Marshalltown trowels and Sheetrock 6" broadie for me, although the Sheetrock knife is the only brand that has snapped at the handle on me.....but I still prefer to use them.


----------



## McDusty

Every single knife/trowel is different, even if manufactured by the same company. I don't look at certain brands when it comes to them, i just start grabbing some and looking at the curves and flex's of them. as long as the knife has a hammer end, and the flex/curve i want, then it's the best one for me. 

i have Richards, Kraft, Hyde, Curry and Marshalltown in my toolbox. 

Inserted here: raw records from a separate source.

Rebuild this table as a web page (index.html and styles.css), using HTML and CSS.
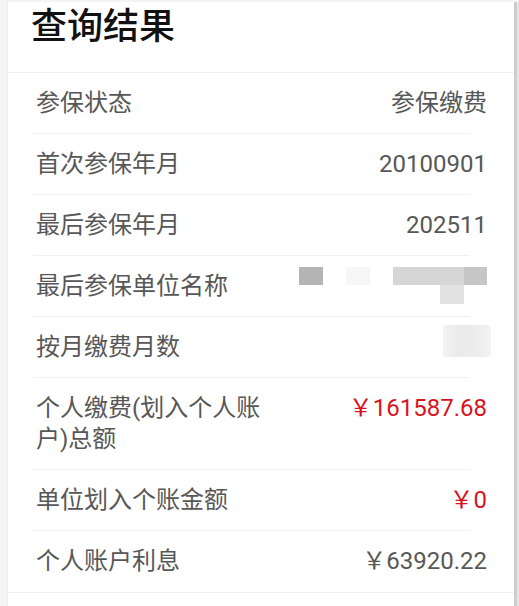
FILE: index.html
```html
<!DOCTYPE html>
<html lang="zh-CN">
<head>
<meta charset="utf-8">
<title>查询结果</title>
<link rel="stylesheet" href="styles.css">
</head>
<body>
<div class="card">
  <div class="head"><h1 class="title">查询结果</h1></div>
  <div class="list">
    <div class="row"><div class="label">参保状态</div><div class="value">参保缴费</div></div>
    <div class="row"><div class="label">首次参保年月</div><div class="value">20100901</div></div>
    <div class="row"><div class="label">最后参保年月</div><div class="value">202511</div></div>
    <div class="row"><div class="label">最后参保单位名称</div>
      <div class="value">
        <div class="mosaic">
          <span class="m m1"></span><span class="m"></span><span class="m m2"></span><span class="m"></span><span class="m m3"></span><span class="m m3"></span><span class="m m3"></span><span class="m m4"></span>
          <span class="m"></span><span class="m"></span><span class="m"></span><span class="m"></span><span class="m"></span><span class="m"></span><span class="m m5"></span><span class="m"></span>
        </div>
      </div>
    </div>
    <div class="row"><div class="label">按月缴费月数</div><div class="value"><div class="blur"></div></div></div>
    <div class="row"><div class="label">个人缴费(划入个人账户)总额</div><div class="value red">￥161587.68</div></div>
    <div class="row"><div class="label">单位划入个账金额</div><div class="value red">￥0</div></div>
    <div class="row last"><div class="label">个人账户利息</div><div class="value">￥63920.22</div></div>
  </div>
</div>
</body>
</html>
```

FILE: styles.css
```css
html, body {
  margin: 0;
  padding: 0;
  background: #f4f4f4;
  height: 100%;
  overflow: hidden;
}
body {
  font-family: Roboto, "Noto Sans CJK SC", sans-serif;
}
.card {
  margin: 2px 5px 0 7px;
  min-height: 620px;
  background: #fff;
  border-left: 1px solid #ececec;
  box-shadow: 3px 0 0 #cdcdcd, 5px 0 0 #e6e6e6;
}
.head {
  padding: 7px 0 27px 23px;
  border-bottom: 1px solid #efefef;
}
.title {
  margin: 0;
  font-family: Roboto, "Noto Sans CJK SC", sans-serif;
  font-size: 36px;
  line-height: 36px;
  font-weight: 500;
  color: #111;
}
.list {
  border-bottom: 1px solid #eeeeee;
}
.row {
  display: flex;
  align-items: flex-start;
  justify-content: space-between;
  margin: 0 27px 0 25px;
  padding: 15px 0 14px 3px;
  font-size: 24px;
  line-height: 31px;
  color: #575757;
  border-bottom: 1px solid transparent;
  background: linear-gradient(#f0f0f0, #f0f0f0) no-repeat left bottom / 437px 1px;
  background-origin: border-box;
  background-clip: border-box;
}
.row.last {
  background: none;
  border-bottom: 0;
  padding-bottom: 15px;
}
.label {
  flex: 0 1 auto;
  max-width: 232px;
}
.value {
  flex: 1 1 auto;
  display: flex;
  justify-content: flex-end;
  text-align: right;
}
.red {
  color: #d7141e;
}
.mosaic {
  display: grid;
  grid-template-columns: repeat(8, 23.5px);
  grid-template-rows: 18px 19px;
  margin: -4px 0 -2px;
}
.m1 { background: #b4b4b4; }
.m2 { background: #f6f6f6; }
.m3 { background: #d6d6d6; }
.m4 { background: #c6c6c6; }
.m5 { background: #e2e2e2; }
.blur {
  width: 48px;
  height: 32px;
  margin: -7px -4px 6px 0;
  background: linear-gradient(90deg, #f3f3f3 0%, #ebebeb 30%, #ececec 70%, #f4f4f4 100%);
  border-radius: 3px;
}
```
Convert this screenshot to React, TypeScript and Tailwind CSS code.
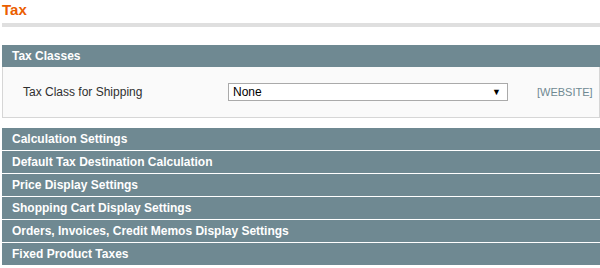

kiwiman, how the hell do you snap knives? I've been taping for 10+ years and only ever snapped 1 knife. It was a 4" richard that was already a hand-me-down and seen many years of use.


----------



## Mudshark

*cheap knifes*

 I have snapped a few at the handles but those were the cheap ones that no manufacturer would put their name on.


----------



## boco

Mixed bag here. Trowels are ames. Knives are Advanced (blue steel), Marshalltown and hyde (stainless)


----------



## cazna

I quite like the plasterex black and red handled knifes, But i prob snapped 10 of em, Mostly the 6, But i dont use em so much now, I have the sheetrocks, Some richards, Plasterex, Marshalltown trowels. Ricks set from advance, I like the 6 from advance, I dont use big knifes much, Prefer the h&t.


----------



## machinemud

*for me...*

regular trowel: curry the best .always sharp , never rust

curved trowel: marsahlltown do perfect butt joint


taping knive : kraft tool , the best i ever tried


----------



## moore

[email protected] knifes ..I will order some kraft 5'' 6'' soon .They look like a lasting blade..


----------



## chris

McDusty;49054
kiwiman said:


> HOTMUD:yes:


----------



## Bazooka-Joe

*.*



machinemud said:


> regular trowel: curry the best .always sharp , never rust
> 
> curved trowel: marsahlltown do perfect butt joint
> 
> 
> taping knive : kraft tool , the best i ever tried



best I ever had also


----------



## moore

chris said:


> HOTMUD:yes:


Your right ..That will snap em ,,But when I get a 5 that works just right for me I will use it forever till it snaps ..Doesn't happen often ,,but like mcdusty said some blades are trash new..Iv'e bought 10s 12s that were no go from the start.. I'm just a dumb arse backwards hand finisher..
That uses scrapers ,but IMO Mintcraft are the emperial broad knife ..
They last , I would not use a marshall town broad knife if ya gave it to me.. too flimsy..Mintcraft is a good blade at a good price ..http://brands.hardwarestore.com/94-mintcraft.aspx


----------



## chris

Embee 6". . Hyde 8 thru 12.Black curved (offset) handel
'


----------



## 2buckcanuck

McDusty said:


> kiwiman, how the hell do you snap knives? I've been taping for 10+ years and only ever snapped 1 knife. It was a 4" richard that was already a hand-me-down and seen many years of use.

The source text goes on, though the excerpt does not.